Even a price tag of $47.4m seems waaaay too high for this dreck, though. Demian Lichtenstein, perhaps significantly, has never been heard of again as a movie director (IMDB references “a vast body of work in the music industry” which may explain the hideous metal garbage soundtrack accompanying any action “sequence” – I say sequence, because the choices of shots and edits are so egregiously incontinent throughout, one might assume he was actively attempting to create a dramatically incoherent movie. It seems, at some point, that Lichenstein was divested of this burden, as both Costner and Russell commandeered duelling cuts, the latter favouring a more humorous tone while Costner was more action-focussed. Dances with Clams won out.
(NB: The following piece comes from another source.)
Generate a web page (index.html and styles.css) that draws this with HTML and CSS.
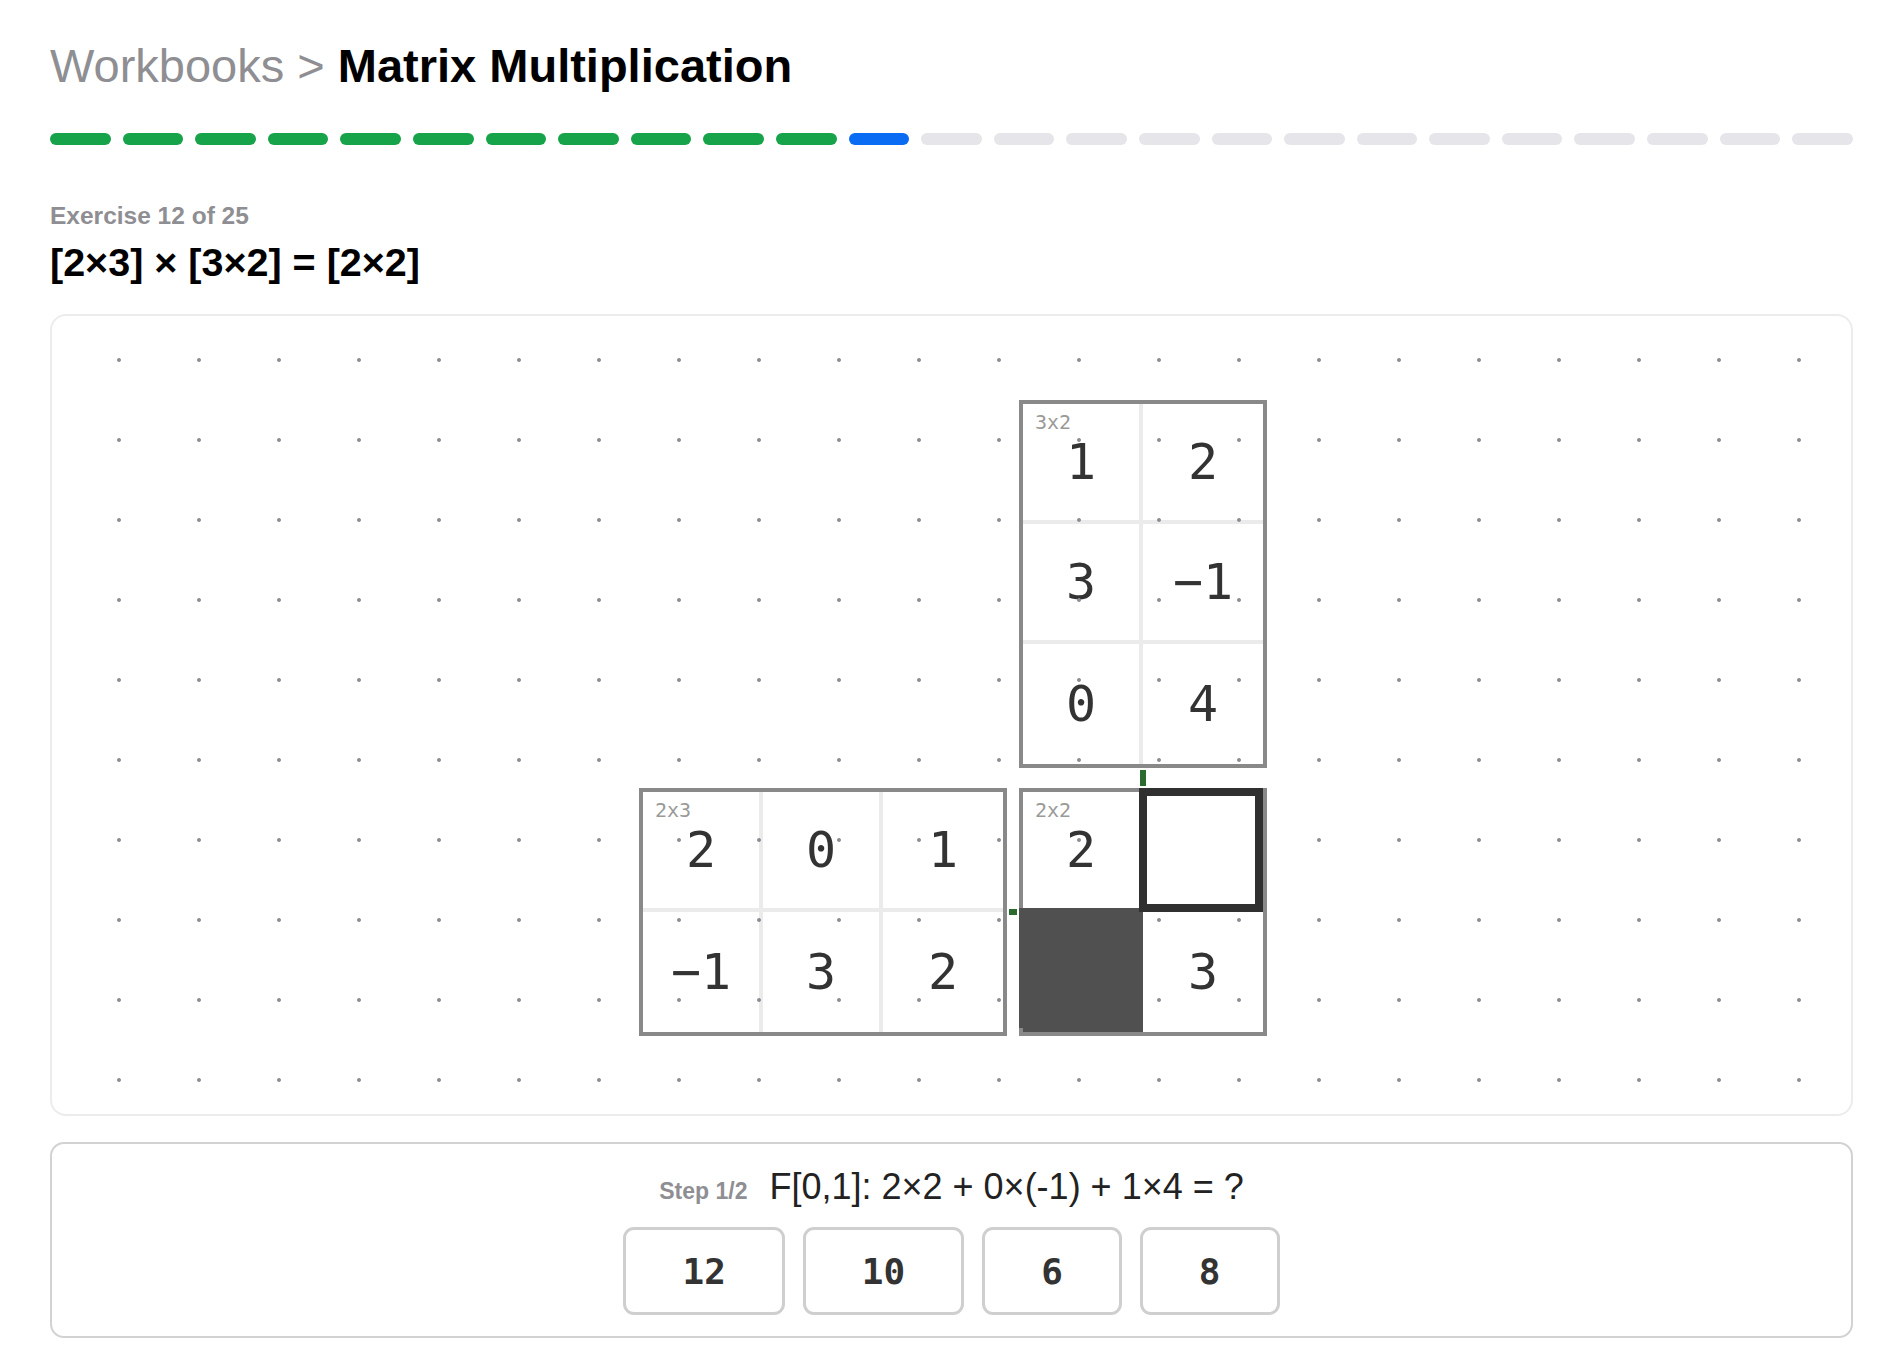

But alas, Costner didn’t win off his Golden Razzie nomination for Worst Actor (one of five including Best Picture, Courtney Cox and screenplay, all of them legitimate in this instance). He is pretty awful here, though, pursuing his previously nascent desire to indulge the antihero (A Perfect World, Revenge, Waterworld) with a full-blown psycho. That might not be so bad, were Murphy an interesting psycho, but if Kev was able to add something to the noble hero (The Untouchables, for example), his scumbag is strictly one-note and rather dull.
Russell fares a little better, but not a lot, his Michael Zane required to romance/hate/be made a fool of by Cox’s Cybil and bond with her son (David Kaye). He at least gets to reprise Elvis (1979) over the end credits, striking a pose and lip-synching to the King. The casting is generally shockingly wasteful. David Arquette farts and dies. Bookeem Woodvine gets all kill crazy in Vegas and dies. Christian Slater, beginning a competition with Sean Bean (see also Windtalkers and Mindhunters) gets obstreperous with Costner and dies. Kevin Pollak and a pre-Sideways Thomas Haden Church are US Marshals hunting the felons. Ice-T shoots people upside down. Jon Lovitz is a money changer with a room full of stuffed animals.
I never bothered to check this out hitherto because I heard it was dreadful – it went straight-to-video in the UK – but I figured: it’s got Kurt and Kev in, it can’t be all bad, can it? It can, and it is, though. It’s the kind of movie that makes you think Costner entirely deserved to fall off his perch. And that Kurt, who never seemed overly invested in the star thing, simply had zero good taste (see also Escape from L.A., Poseidon, Death Proof). It would have been wisest just to stop watching as soon as the uber-rubbish CGI scorpions start duking it out over the opening credits. The rest of the movie is equally ugly.